**Goal**
Extract every line that contains the word "this".

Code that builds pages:

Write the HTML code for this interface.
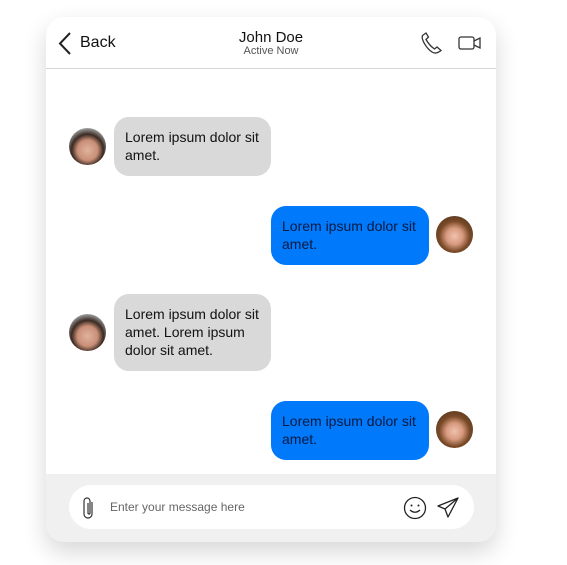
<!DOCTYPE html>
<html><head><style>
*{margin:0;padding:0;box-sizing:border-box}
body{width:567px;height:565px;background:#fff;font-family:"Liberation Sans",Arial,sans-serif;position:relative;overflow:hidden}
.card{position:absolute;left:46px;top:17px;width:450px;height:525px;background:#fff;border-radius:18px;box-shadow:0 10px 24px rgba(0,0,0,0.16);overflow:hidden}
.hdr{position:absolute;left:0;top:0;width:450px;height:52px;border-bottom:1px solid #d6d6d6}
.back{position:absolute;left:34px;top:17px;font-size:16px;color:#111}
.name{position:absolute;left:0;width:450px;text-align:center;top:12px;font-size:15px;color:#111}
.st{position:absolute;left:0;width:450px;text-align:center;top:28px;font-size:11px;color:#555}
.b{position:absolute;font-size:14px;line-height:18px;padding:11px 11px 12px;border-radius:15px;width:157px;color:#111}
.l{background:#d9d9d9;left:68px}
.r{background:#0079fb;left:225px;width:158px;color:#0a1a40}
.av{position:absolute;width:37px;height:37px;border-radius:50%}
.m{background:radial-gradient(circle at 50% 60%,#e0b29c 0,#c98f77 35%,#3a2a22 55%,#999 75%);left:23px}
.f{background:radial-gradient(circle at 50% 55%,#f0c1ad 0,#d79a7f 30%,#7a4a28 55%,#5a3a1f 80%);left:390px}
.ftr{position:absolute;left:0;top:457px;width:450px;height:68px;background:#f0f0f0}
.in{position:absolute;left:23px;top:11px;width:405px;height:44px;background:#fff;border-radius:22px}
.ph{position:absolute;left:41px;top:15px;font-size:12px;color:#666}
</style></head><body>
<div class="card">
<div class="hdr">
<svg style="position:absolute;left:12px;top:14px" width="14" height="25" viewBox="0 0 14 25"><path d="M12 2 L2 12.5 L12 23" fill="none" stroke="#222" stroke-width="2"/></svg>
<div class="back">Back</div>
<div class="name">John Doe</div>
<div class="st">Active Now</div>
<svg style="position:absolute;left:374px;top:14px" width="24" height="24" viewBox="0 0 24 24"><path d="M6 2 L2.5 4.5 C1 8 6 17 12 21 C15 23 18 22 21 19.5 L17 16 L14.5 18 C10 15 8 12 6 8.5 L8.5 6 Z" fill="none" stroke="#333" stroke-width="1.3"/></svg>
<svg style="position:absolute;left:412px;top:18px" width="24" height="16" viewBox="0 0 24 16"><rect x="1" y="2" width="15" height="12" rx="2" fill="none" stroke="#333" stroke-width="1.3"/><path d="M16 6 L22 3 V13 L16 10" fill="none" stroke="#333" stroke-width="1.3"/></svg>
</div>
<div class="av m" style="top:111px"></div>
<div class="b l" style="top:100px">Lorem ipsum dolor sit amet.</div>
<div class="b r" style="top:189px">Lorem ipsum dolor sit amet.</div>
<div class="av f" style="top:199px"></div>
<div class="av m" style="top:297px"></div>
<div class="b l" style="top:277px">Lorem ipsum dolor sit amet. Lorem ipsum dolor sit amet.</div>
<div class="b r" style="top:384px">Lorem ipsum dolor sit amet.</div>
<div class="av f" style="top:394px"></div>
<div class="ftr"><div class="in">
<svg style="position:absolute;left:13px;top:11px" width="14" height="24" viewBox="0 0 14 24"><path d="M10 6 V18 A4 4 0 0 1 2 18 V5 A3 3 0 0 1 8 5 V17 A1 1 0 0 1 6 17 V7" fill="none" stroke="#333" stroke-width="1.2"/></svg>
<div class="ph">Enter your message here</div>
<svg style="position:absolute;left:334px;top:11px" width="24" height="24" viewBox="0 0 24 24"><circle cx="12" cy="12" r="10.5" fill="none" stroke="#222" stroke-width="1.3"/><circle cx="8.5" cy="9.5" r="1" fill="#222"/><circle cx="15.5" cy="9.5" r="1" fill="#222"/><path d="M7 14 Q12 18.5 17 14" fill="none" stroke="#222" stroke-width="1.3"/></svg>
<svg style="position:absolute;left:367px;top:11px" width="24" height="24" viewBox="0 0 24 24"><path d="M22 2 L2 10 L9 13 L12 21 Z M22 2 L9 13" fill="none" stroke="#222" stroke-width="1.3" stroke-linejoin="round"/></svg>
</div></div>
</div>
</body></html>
* * *
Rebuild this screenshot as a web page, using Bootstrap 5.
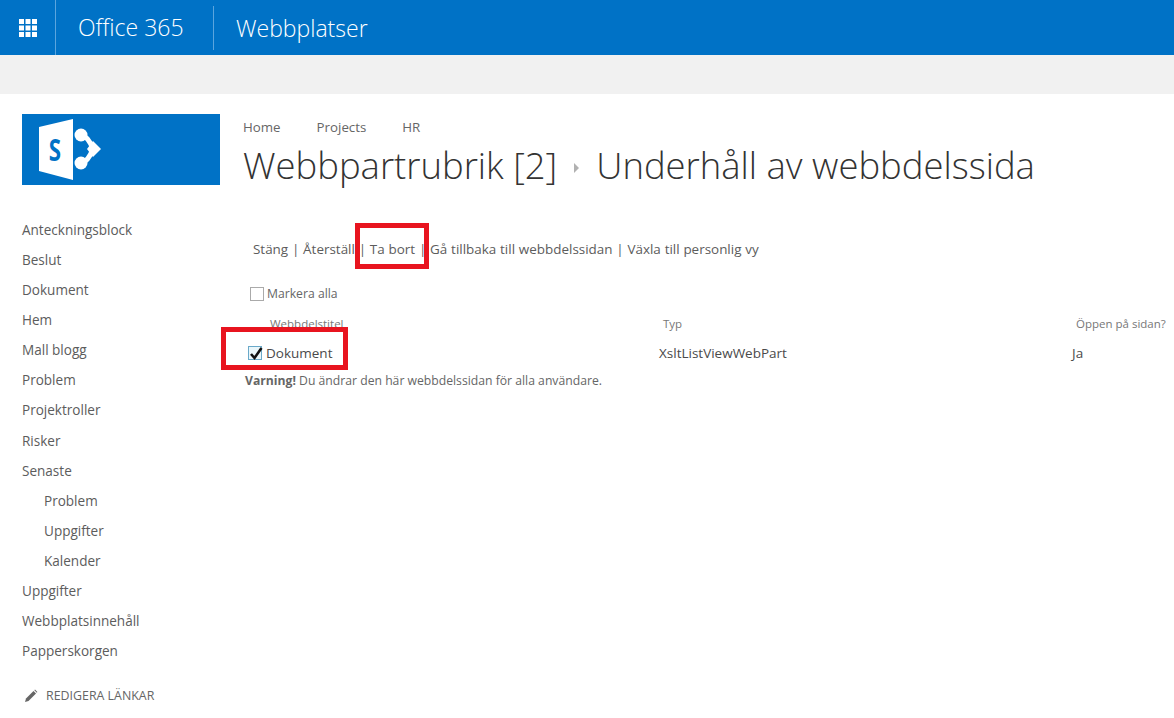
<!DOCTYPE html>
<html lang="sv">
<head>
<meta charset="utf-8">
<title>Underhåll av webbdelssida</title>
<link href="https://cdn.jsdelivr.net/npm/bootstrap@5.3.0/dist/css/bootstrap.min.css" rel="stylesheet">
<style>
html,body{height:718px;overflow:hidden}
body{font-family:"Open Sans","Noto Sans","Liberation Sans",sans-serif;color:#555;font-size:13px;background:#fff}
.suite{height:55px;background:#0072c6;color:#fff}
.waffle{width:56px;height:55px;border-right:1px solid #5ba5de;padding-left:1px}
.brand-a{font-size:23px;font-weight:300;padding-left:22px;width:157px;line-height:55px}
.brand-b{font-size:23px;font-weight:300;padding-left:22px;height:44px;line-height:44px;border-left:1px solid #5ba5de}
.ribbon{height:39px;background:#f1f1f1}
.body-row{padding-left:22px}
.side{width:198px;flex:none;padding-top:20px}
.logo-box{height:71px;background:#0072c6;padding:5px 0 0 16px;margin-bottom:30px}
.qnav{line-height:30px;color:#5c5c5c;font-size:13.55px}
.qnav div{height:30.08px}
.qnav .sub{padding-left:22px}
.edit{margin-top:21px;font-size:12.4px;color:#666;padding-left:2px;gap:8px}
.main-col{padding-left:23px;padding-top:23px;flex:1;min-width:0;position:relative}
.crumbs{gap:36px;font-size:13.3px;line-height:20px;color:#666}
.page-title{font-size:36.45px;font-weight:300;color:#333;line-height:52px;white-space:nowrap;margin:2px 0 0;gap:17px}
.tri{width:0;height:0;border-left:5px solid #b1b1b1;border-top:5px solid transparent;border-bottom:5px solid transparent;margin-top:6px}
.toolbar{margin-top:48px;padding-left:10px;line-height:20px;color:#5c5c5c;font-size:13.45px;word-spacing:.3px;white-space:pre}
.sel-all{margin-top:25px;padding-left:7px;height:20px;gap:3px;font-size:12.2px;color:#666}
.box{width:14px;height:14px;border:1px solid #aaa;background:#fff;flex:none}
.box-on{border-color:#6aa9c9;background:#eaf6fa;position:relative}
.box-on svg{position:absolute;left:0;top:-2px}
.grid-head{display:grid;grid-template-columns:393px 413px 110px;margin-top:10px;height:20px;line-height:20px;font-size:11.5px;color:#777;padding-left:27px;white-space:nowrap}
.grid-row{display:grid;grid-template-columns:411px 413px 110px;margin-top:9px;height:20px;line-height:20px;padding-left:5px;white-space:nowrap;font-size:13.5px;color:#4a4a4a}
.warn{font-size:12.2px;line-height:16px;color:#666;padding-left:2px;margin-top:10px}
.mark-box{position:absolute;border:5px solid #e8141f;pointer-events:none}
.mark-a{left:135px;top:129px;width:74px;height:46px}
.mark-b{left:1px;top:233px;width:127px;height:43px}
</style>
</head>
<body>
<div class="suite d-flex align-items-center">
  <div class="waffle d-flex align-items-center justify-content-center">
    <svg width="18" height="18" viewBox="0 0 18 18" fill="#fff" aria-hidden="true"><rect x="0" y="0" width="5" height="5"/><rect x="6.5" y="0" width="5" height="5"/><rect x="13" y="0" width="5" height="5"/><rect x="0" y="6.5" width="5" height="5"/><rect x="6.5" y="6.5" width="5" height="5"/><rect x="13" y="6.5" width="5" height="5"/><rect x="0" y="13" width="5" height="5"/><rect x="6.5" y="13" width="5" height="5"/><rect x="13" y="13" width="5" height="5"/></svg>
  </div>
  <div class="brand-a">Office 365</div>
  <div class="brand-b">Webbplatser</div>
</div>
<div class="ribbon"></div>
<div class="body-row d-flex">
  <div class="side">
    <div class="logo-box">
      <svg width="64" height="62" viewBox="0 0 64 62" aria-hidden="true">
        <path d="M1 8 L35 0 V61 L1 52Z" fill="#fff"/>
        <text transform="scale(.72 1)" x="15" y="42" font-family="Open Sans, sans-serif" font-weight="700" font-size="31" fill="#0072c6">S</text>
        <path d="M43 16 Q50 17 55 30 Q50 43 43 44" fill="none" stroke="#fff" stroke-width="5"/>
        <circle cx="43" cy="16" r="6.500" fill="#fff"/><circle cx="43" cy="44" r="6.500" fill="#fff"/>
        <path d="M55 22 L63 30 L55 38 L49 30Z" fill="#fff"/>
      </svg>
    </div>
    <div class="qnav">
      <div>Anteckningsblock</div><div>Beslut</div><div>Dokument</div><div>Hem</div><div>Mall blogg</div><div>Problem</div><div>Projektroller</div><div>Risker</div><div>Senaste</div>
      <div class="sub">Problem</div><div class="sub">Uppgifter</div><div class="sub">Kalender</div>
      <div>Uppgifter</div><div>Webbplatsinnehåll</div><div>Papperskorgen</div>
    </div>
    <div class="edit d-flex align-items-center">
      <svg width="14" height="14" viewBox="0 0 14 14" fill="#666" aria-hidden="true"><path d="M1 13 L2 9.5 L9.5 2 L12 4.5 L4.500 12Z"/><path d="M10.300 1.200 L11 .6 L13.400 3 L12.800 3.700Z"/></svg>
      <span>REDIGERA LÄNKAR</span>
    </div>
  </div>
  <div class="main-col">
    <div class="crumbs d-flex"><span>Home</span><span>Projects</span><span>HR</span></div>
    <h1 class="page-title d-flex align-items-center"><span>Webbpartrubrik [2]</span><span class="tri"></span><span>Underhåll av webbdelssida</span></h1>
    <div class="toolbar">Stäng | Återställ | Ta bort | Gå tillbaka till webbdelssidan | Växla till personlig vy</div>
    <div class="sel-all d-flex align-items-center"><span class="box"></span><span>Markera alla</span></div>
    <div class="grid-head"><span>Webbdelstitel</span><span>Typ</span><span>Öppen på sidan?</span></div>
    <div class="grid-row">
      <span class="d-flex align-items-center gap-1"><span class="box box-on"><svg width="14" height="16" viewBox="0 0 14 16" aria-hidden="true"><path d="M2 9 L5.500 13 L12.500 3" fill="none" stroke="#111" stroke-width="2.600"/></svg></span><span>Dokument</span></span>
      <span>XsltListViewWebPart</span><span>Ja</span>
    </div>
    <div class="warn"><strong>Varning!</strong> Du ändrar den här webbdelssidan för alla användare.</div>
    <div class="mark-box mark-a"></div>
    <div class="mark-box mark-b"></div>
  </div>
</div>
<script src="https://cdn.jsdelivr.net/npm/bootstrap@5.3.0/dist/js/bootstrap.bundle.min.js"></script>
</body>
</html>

**Expected answer**
Write the HTML code for this interface.
Rebuild this screenshot as a web page, using Bootstrap 5.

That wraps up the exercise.